In this project I have implemented the basic requirements, i.e. a Harris corner detector, SIFT-like features and simple feature matching. Additionally I have done the following bells & whistles:
The best matching results I got for each of the three examples with ground truth.
The implementation is pretty much straight from the slides.
ANMS continues right where the original Harris corner detector left off. Instead of sorting the interest points by their cornerness value, we sort them by the distance to the nearest neighbor that would suppress them. To understand that we have to take a step back. Normally ANMS takes a radius r as a parameter and suppresses all local maxima that are within a distance of r from another local maximum that is even greater. In the ANMS paper the authors suggest that one should "robustify" this by not only requiring greater but at least 10% greater, which is what we do.
We have modified this as described in the text book. Instead of truly suppressing interest points, we keep all of them but ordered by the maximum suppression radius at which they would first appear. The implementation is exactly that without any optimizations. Szeliski hinted at one where you would first sort the points by their response strength. However, I could not figure it out from just one sentence alone and settled for a runtime of O(n²).
On the left we see the top 250 interest points as found by the default harris detector and on the right are top 250 interest points but selected by the harris detector with ANMS. Obviously the interest points in the right image are very evenly spaced out. This gives the program more chances to find a match in contrast to the situation on the left where interest points are clustered and most likely the program matches either all or none of them.
MSER tries to select regions as interest points that have a strong contrast to their surroundings because these ought to be easily found again in other perspectives of the same scene. The algorithm is as follows (assuming integer intensity levels from 0 to 255).
You start with an empty image. Now you incrementally add pixels from the original image ordered by increasing intensity. That is first you add all black pixels, then all pixels with intensity 1/255 and so on. Throughout this process you maintain a list of connected components and their sizes. When you are done, you have a history of connected components as they developed and merged and how their size changed.
From this history you can find the high-contrast regions by looking for connected components that do change in size very slowly over several iterations, since that means that there is a significant jump in intensity between the region and its surroundings. However, this only really works if you also use the MSER features which we did not.
Instead we ordered the regions by two different methods. The first orders the regions by the length of the "reign" of their root pixel. We define reign as the number of iterations between the foundation of a component by its root pixel and its end when it merges with a larger region. The graphs in the last section call this mser-reign. Secondly we also tried to order regions by the longest run of iterations in which they received absolutely no change. That is a region that has been unchanged for 8 iterations has a streak of 8. The plots in the last section call this method mser-streak.
This video shows the components (in white) that MSER finds as it progresses through the intensity levels.

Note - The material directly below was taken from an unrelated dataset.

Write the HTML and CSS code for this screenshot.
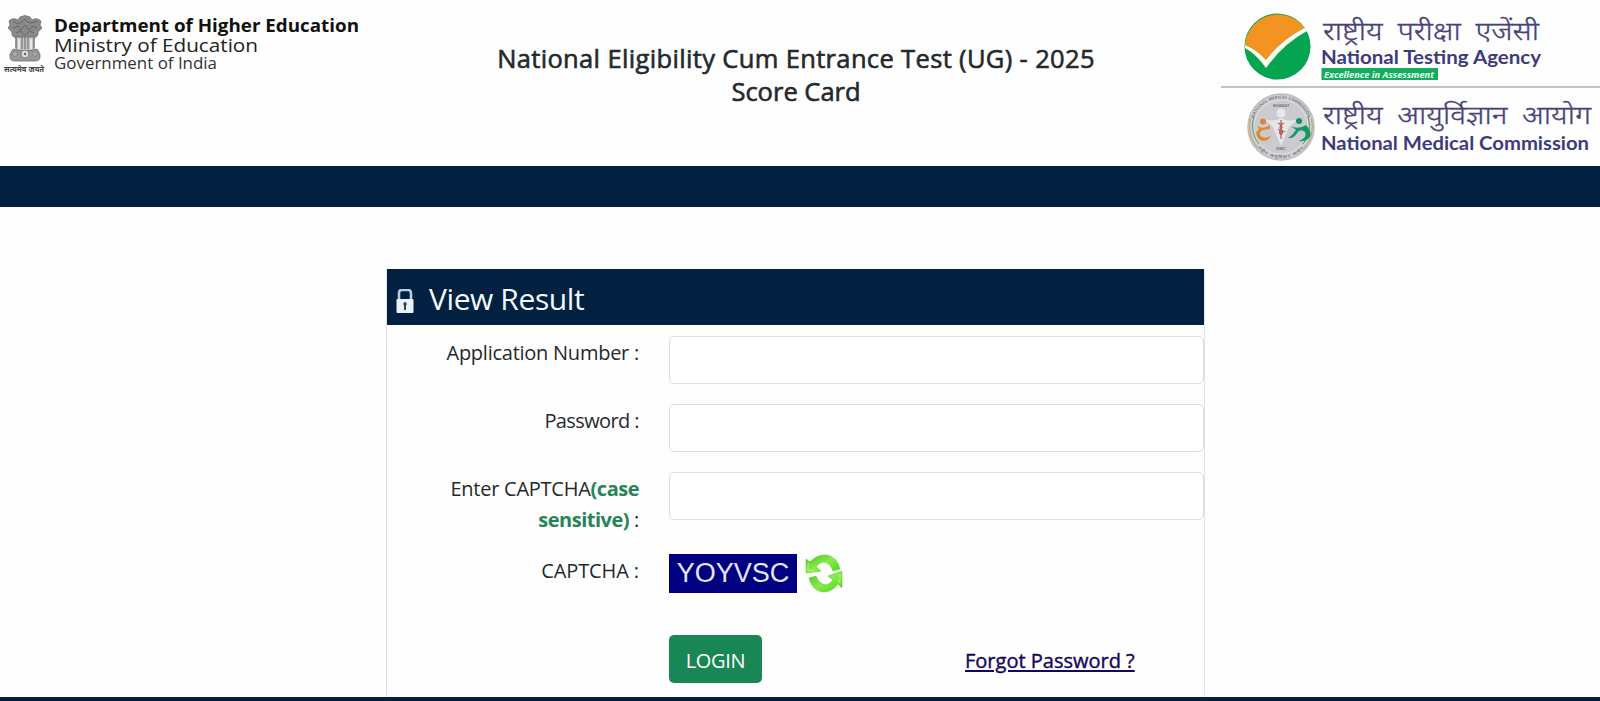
FILE: index.html
```
<!DOCTYPE html>
<html lang="en">
<head>
    <meta charset="UTF-8">
    <meta name="viewport" content="width=device-width, initial-scale=1.0">
    <title>NEET (UG) - 2025 Score Card</title>
    <link rel="stylesheet" href="styles.css">
</head>
<body>
    <!-- Header -->
    <header class="header">
        <svg class="ministry-logo" width="380" height="90" viewBox="0 0 380 90">
            <g stroke="#666" stroke-width="0.7">
                <path fill="#8a8a8a" d="M20 17q5-3 10 0l2 3q5-3 9 1l-1 4 2 3-4 4q1 5-5 6H17q-6-1-5-6l-4-4 2-3-1-4q4-4 9-1z"/>
                <path fill="#c5c5c5" d="M16 37h18v14H16z"/>
                <path fill="#999" d="M13 49q12 4 24 0l3 5v3q0 4-5 4H15q-5 0-5-4v-3z"/>
                <circle fill="#ddd" cx="25" cy="54" r="4"/>
            </g>
            <path stroke="#666" stroke-width="1" fill="none" d="M13 21q4 4 7 2t5-4q2 4 5 4t7-2M13 28l5-2 3 4 4-5 4 5 3-4 5 2M16 33l4-2 5 4 5-4 4 2"/>
            <path stroke="#eee" stroke-width="1.6" d="M19 39v10M31 39v10"/>
            <path stroke="#777" stroke-width="1.2" d="M22 37v12M25 36v13M28 37v12M16 38v10M34 38v10"/>
            <circle fill="#666" cx="25" cy="54" r="1.2"/>
            <g fill="#aaa" stroke="#777" stroke-width="0.6"><circle cx="15" cy="54" r="2.5"/><circle cx="35" cy="54" r="2.5"/></g>
            <text class="motto" x="4" y="72" textLength="40" lengthAdjust="spacingAndGlyphs">सत्यमेव जयते</text>
            <text class="dept" x="54" y="32" textLength="305" lengthAdjust="spacingAndGlyphs">Department of Higher Education</text>
            <text class="ministry" x="54" y="52" textLength="204" lengthAdjust="spacingAndGlyphs">Ministry of Education</text>
            <text class="govt" x="54" y="69" textLength="163" lengthAdjust="spacingAndGlyphs">Government of India</text>
        </svg>

        <h1 class="exam-title">National Eligibility Cum Entrance Test (UG) - 2025<br><span>Score Card</span></h1>

        <div class="agency-logos">
            <svg width="379" height="86" viewBox="1221 0 379 86">
                <circle cx="1277.500" cy="46.500" r="33" fill="#05a451"/>
                <path fill="#f39322" d="M1245 45A33 33 0 0 1 1304.500 28Q1281 40 1266 60Q1257 50 1245 45Z"/>
                <path fill="#fffdf0" d="M1245 45Q1257 50 1266 60Q1281 40 1304.500 28L1307 31Q1283 44 1266 68Q1256 54 1245 48Z"/>
                <text class="hindi" x="1323" y="40" textLength="216" lengthAdjust="spacingAndGlyphs">राष्ट्रीय परीक्षा एजेंसी</text>
                <text class="agency" x="1321" y="64" textLength="220" lengthAdjust="spacingAndGlyphs">National Testing Agency</text>
                <path fill="#12ad5c" d="M1321.500 68H1438v12H1321.500z"/>
                <text class="tagline" x="1324" y="77.500" textLength="110" lengthAdjust="spacingAndGlyphs">Excellence in Assessment</text>
            </svg>
            <svg class="nmc-logo" width="379" height="78" viewBox="1221 88 379 78">
                <circle cx="1281" cy="127" r="33" fill="#d0d0d3" stroke="#bcbdc1" stroke-width="1.500"/>
                <circle cx="1281" cy="127" r="27" fill="#cacacf" stroke="#eee" stroke-width="0.500"/>
                <path fill="none" stroke="#c9a66b" stroke-width="1.200" d="M1251 118a31 31 0 0 0 7 30M1311 118a31 31 0 0 1-7 30"/>
                <path fill="none" stroke="#4f9c70" stroke-width="1" d="M1254 117a28 28 0 0 0 5 27M1308 117a28 28 0 0 1-5 27"/>
                <path id="ring-top" fill="none" d="M1252.500 127A28.500 28.500 0 0 1 1309.500 127"/>
                <path id="ring-bottom" fill="none" d="M1258 148A31 31 0 0 0 1304 148"/>
                <text class="ring"><textPath href="#ring-top" startOffset="9" textLength="71">NATIONAL MEDICAL COMMISSION</textPath></text>
                <text class="ring"><textPath href="#ring-bottom" textLength="51">राष्ट्रीय आयुर्विज्ञान आयोग</textPath></text>
                <text class="ring" x="1273" y="107">BHARAT</text>
                <text class="ring" x="1276" y="150">NMC</text>
                <circle cx="1281" cy="113" r="4.500" fill="#e8e8ea"/>
                <path fill="#e6e6e8" d="M1263 118q9 5 18 0 9 5 18 0l-10 9-5 12-3 7-3-7-5-12z"/>
                <path fill="none" stroke="#ad655d" stroke-width="1.300" d="M1281 120v19M1278 123q6 3 3 6t0 6M1284 123q-6 3-3 6t0 6M1278 129l7 3"/>
                <circle cx="1263" cy="121.500" r="3" fill="#dd8532"/>
                <path fill="#df8832" d="M1257 126Q1263 130 1270 125V129Q1258 130 1260 135Q1263 140 1271 136Q1267 143 1260 140Q1253 134 1259 129Z"/>
                <circle cx="1299" cy="121" r="3" fill="#0e935e"/>
                <path fill="#179765" d="M1291 126Q1298 130 1306 125Q1314 134 1308 139Q1304 142 1299 141Q1308 137 1305 132Q1300 128 1297 133Q1294 139 1288 138Q1293 135 1296 130Z"/>
                <text class="hindi" x="1323" y="124" textLength="268" lengthAdjust="spacingAndGlyphs">राष्ट्रीय आयुर्विज्ञान आयोग</text>
                <text class="agency" x="1321" y="149.500" textLength="268" lengthAdjust="spacingAndGlyphs">National Medical Commission</text>
            </svg>
        </div>
    </header>
    <div class="navbar"></div>

    <!-- Login form -->
    <main class="main">
        <div class="card">
            <div class="card-header">
                <svg width="18" height="24" viewBox="0 0 18 24">
                    <path d="M3 12V4q0-3 3-3h6q3 0 3 3v8" fill="none" stroke="#b9cbe1" stroke-width="2.600"/>
                    <rect x="0.500" y="10" width="17" height="14" rx="1" fill="#eaf1f8"/>
                    <path d="M9 13a2 2 0 0 1 1 3.500V21H8v-4.500A2 2 0 0 1 9 13z" fill="#34424f"/>
                </svg>
                <h2>View Result</h2>
            </div>
            <form class="form">
                <label for="appno">Application Number :</label>
                <input type="text" id="appno">

                <label class="lbl-password" for="password">Password :</label>
                <input type="password" id="password">

                <label for="captcha">Enter CAPTCHA<b>(case<br>sensitive)</b> :</label>
                <input type="text" id="captcha">

                <label class="lbl-captcha">CAPTCHA :</label>
                <div class="captcha-row">
                    <div class="captcha-image"><span>YOYVSC</span></div>
                    <svg width="39" height="39" viewBox="0 0 39 39">
                        <defs>
                            <linearGradient id="green" x1="0" y1="0" x2="1" y2="1">
                                <stop offset="0" stop-color="#43bf20"/>
                                <stop offset="0.500" stop-color="#8bea4f"/>
                                <stop offset="1" stop-color="#42d90d"/>
                            </linearGradient>
                        </defs>
                        <path fill="url(#green)" stroke="#55ca27" stroke-width="0.500" d="M1 5L5 8Q12 0 22 1Q32 3 35 15L28 17Q25 8 18 8Q14 9 11 13L16 17L1 19Z"/>
                        <path fill="url(#green)" stroke="#55ca27" stroke-width="0.500" d="M37 17V34L33 30Q26 39 17 38Q7 36 4 24L11 22Q14 30 21 31Q25 30 28 26L23 22Z"/>
                        <path fill="none" stroke="#b8fa78" stroke-width="1" d="M3 9V17L10 16M35 20V29L32 25"/>
                    </svg>
                </div>

                <div class="actions">
                    <button type="button"><span>LOGIN</span></button>
                    <a href="#">Forgot Password ?</a>
                </div>
            </form>
        </div>
    </main>
    <footer class="footer"></footer>
</body>
</html>
```
FILE: styles.css
```
* {
    box-sizing: border-box;
}

body {
    font-family: "Open Sans", "Noto Sans", sans-serif;
    background: #fefefe;
    color: #24292d;
    margin: 0;
    height: 701px;
    display: flex;
    flex-direction: column;
    overflow: hidden;
}

.header {
    height: 166px;
    display: grid;
    grid-template-columns: 380px 1fr 379px;
    flex: none;
}

.header svg {
    display: block;
}

.motto {
    font-size: 8px;
    font-weight: bold;
    fill: #444;
}

.dept {
    font-size: 17px;
    font-weight: bold;
    fill: #111;
}

.ministry {
    font-size: 18.5px;
    fill: #222;
}

.govt {
    font-size: 15.5px;
    fill: #333;
}

.exam-title {
    margin: 42px 0 0;
    padding-right: 9px;
    font-size: 25.5px;
    font-weight: 500;
    line-height: 33px;
    letter-spacing: 0.35px;
    text-align: center;
    white-space: nowrap;
    -webkit-text-stroke: 0.6px #24292d;
}

.exam-title span {
    letter-spacing: 0;
}

.agency-logos > svg:first-child {
    border-bottom: 2px solid #c5c3c5;
    height: 88px;
}

.hindi {
    font-size: 26px;
    font-weight: 300;
    word-spacing: 6px;
    fill: #46437a;
    stroke: #46437a;
    stroke-width: 0.3px;
}

.agency {
    font-family: Lato, sans-serif;
    font-size: 19px;
    font-weight: bold;
    fill: #3d3b7d;
}

.tagline {
    font-size: 8.5px;
    font-weight: bold;
    font-style: italic;
    fill: #e8fff0;
}

.ring {
    font-size: 4px;
    font-weight: bold;
    fill: #777984;
}

.navbar {
    height: 41px;
    background: #02203f;
    flex: none;
}

.main {
    height: 490px;
    padding: 62px 395px 0 386px;
    flex: none;
}

.card {
    height: 428px;
    border: 1px solid #e1e3e5;
    border-width: 0 1px;
}

.card-header {
    height: 56px;
    padding-left: 9px;
    background: #02203f;
    color: #f2fbff;
    display: flex;
    align-items: center;
    gap: 15px;
}

.card-header svg {
    margin-top: 7px;
}

.card-header h2 {
    margin: 3px 0 0;
    font-size: 30px;
    font-weight: 400;
    line-height: 40px;
    letter-spacing: -0.4px;
}

.form {
    padding-top: 11px;
    display: grid;
    grid-template-columns: 252px 535px;
    column-gap: 30px;
    row-gap: 20px;
    font-size: 20px;
    line-height: 31px;
}

.form label {
    padding-top: 1px;
    margin-bottom: -1px;
    letter-spacing: -0.25px;
    text-align: right;
    white-space: nowrap;
}

.form .lbl-password {
    letter-spacing: -0.6px;
}

.form .lbl-captcha {
    letter-spacing: -0.1px;
}

.form b {
    color: #278458;
    letter-spacing: -0.5px;
}

.form input {
    width: 100%;
    height: 48px;
    padding: 8px 12px;
    border: 1px solid #dddfe1;
    border-radius: 5px;
    background: #fff;
    font: inherit;
}

.captcha-row {
    height: 61px;
    display: flex;
    gap: 8px;
}

.captcha-image {
    width: 128px;
    height: 39px;
    background: #000080;
    color: #e4e4fa;
    font-family: "Liberation Sans", Arial, sans-serif;
    font-size: 27px;
    line-height: 39px;
    text-align: center;
}

.actions {
    grid-column: 2;
    display: flex;
    align-items: center;
}

.actions button {
    width: 93px;
    height: 48px;
    padding: 2px 0 0;
    border: none;
    border-radius: 5px;
    background: #198754;
    color: #fff;
    font: inherit;
    letter-spacing: -0.3px;
    cursor: pointer;
}

.actions a {
    margin: 2px 0 0 203px;
    color: #120760;
    font-weight: 500;
    text-underline-offset: 2px;
    text-decoration-thickness: 2px;
    -webkit-text-stroke: 0.4px #120760;
}

.footer {
    height: 4px;
    background: #02203f;
}
```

Each frame adds 5 more intensity levels to the one before. The video starts with no components at all, i.e. completely black, and ends with a white frame that shows that the complete picture has been combined into a single component.
I have just the basic SIFT features with 16x16 windows, 16 4x4 subwindows and 8 direction bins. The code
The first version of the feature matching code iterates through all points, computes the pairwise distance to each of them and selects to two closest ones to return and compute the nearest-neighbor distance ratio (NNDR).

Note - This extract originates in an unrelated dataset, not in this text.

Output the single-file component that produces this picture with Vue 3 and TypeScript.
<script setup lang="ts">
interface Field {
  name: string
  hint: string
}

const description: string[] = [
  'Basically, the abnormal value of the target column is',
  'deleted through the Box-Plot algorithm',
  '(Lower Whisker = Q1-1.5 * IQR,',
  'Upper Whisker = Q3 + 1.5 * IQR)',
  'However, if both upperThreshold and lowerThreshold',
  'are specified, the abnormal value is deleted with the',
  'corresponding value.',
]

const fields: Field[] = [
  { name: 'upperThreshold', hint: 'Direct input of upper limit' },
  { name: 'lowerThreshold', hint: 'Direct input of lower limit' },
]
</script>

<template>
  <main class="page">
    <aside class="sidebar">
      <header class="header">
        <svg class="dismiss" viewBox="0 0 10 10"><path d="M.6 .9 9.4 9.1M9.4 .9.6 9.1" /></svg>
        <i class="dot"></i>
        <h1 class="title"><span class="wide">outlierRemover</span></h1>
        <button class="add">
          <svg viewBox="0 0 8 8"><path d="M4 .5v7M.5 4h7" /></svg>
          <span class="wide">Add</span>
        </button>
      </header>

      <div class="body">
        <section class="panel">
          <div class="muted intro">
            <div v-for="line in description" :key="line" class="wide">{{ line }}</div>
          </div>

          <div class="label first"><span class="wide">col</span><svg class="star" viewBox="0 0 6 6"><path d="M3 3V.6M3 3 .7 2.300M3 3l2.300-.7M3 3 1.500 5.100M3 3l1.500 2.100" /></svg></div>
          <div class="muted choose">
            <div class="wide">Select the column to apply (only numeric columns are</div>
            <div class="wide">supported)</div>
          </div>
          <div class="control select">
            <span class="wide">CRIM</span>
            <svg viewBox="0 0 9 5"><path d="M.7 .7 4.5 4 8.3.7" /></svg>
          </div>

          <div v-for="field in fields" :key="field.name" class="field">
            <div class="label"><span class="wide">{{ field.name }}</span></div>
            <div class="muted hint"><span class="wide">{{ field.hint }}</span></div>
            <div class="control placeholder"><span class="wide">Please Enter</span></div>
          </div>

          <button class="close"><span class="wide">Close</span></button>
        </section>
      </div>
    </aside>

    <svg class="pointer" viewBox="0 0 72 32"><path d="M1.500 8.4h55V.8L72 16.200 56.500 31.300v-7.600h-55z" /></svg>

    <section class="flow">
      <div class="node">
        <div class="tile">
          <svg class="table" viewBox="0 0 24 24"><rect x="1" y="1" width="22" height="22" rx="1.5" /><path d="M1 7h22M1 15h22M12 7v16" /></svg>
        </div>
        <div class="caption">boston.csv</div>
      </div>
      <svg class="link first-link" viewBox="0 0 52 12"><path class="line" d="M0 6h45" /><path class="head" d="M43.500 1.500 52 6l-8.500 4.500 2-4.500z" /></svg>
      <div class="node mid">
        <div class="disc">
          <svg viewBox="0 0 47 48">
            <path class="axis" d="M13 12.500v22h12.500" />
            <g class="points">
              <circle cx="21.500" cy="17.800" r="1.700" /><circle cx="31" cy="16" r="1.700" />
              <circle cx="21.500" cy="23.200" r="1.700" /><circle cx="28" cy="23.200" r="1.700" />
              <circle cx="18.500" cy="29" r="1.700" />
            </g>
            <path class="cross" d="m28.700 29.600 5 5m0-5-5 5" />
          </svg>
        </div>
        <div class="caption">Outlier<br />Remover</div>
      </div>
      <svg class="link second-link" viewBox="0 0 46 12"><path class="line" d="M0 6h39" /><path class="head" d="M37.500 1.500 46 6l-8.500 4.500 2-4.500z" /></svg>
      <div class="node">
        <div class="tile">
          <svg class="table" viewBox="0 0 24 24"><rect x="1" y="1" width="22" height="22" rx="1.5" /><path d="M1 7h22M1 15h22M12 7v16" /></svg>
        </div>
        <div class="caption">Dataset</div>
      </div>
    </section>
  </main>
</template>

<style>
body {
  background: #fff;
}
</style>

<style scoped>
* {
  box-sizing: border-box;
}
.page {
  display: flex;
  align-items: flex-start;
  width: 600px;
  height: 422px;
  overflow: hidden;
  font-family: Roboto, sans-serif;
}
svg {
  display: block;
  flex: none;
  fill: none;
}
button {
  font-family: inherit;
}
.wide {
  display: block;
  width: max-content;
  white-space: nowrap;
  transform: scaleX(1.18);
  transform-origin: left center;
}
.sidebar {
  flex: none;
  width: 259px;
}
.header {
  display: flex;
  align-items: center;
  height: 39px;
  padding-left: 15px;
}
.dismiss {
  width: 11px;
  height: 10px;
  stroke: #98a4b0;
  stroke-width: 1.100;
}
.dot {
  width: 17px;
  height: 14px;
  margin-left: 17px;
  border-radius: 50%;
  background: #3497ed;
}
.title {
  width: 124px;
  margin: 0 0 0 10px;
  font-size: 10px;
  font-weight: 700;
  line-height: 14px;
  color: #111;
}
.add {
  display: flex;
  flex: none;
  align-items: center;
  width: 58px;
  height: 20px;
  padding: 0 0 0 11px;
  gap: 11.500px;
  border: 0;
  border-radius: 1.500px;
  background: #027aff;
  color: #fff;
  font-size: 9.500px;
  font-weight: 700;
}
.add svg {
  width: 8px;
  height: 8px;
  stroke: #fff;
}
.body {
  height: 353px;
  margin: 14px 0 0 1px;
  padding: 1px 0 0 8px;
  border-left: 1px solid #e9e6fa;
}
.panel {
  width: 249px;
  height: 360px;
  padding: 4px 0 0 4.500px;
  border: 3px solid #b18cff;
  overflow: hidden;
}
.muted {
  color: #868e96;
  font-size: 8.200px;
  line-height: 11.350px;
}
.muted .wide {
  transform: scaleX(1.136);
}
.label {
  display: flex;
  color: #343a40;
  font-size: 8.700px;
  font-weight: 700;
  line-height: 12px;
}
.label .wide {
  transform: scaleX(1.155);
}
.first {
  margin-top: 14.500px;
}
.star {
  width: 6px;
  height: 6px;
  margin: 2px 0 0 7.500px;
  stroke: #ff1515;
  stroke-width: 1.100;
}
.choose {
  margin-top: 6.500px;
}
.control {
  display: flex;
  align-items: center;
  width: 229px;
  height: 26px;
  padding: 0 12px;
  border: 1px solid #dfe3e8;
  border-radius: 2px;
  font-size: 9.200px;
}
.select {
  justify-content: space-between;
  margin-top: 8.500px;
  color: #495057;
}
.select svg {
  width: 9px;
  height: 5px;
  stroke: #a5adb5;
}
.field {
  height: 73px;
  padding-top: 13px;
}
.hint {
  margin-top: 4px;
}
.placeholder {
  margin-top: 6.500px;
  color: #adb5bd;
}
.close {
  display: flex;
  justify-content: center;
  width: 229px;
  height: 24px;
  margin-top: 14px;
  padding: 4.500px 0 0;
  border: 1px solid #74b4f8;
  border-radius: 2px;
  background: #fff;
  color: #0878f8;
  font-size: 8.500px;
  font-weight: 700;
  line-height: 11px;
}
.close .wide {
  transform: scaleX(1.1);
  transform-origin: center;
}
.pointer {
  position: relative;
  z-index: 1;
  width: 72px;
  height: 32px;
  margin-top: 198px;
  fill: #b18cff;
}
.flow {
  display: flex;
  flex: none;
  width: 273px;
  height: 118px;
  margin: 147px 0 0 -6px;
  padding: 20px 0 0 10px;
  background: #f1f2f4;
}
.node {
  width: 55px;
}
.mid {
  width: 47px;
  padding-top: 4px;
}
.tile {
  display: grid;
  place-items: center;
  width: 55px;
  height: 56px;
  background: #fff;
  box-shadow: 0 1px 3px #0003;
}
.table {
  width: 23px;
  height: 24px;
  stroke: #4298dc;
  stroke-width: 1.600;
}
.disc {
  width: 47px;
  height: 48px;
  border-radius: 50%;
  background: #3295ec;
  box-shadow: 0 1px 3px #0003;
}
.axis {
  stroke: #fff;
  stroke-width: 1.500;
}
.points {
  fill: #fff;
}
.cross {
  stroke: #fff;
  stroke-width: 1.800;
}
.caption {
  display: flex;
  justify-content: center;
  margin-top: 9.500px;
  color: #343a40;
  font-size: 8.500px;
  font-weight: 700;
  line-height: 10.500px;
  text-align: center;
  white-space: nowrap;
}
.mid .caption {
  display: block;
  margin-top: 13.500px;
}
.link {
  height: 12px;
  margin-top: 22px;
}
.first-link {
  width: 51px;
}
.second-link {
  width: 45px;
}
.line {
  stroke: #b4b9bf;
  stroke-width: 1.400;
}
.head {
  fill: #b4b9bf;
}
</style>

For the matching part I have implemented kd-tree matching with the matlab class KDTreeSearcher. It is equally simple if not simpler than the naive code and performs better in my experiments as well as asymptotically. While the naive code scales as O(n²), the kd-tree code scales as O(n log(n)). At least in theory. From the graph below one could well argue that both implementations belong to the same class.
Performance comparison between the naive and kd-tree matching codes on 500 to 8000 features for each image.
In this last section we present a comparison between the different interest point detectors. Each plot shows the relation between number of interest points considered and amount of correct matches among the top 100 most confident matches. This means the x-axis shows the number of strongest interest points that we computed features for and considered during matching. Consequently a faster rising line is better as well as one that tops out higher.
Notre Dame
Mount Rushmore
Episcopal Gaudi
In general Harris with ANMS outperformed all others, though it failed just as miserably as everything else on the hardest image. It is surprising that both MSER variations perform relatively weakly. The reason is most likely that you should use the corresponding MSER features, too, for optimal performance.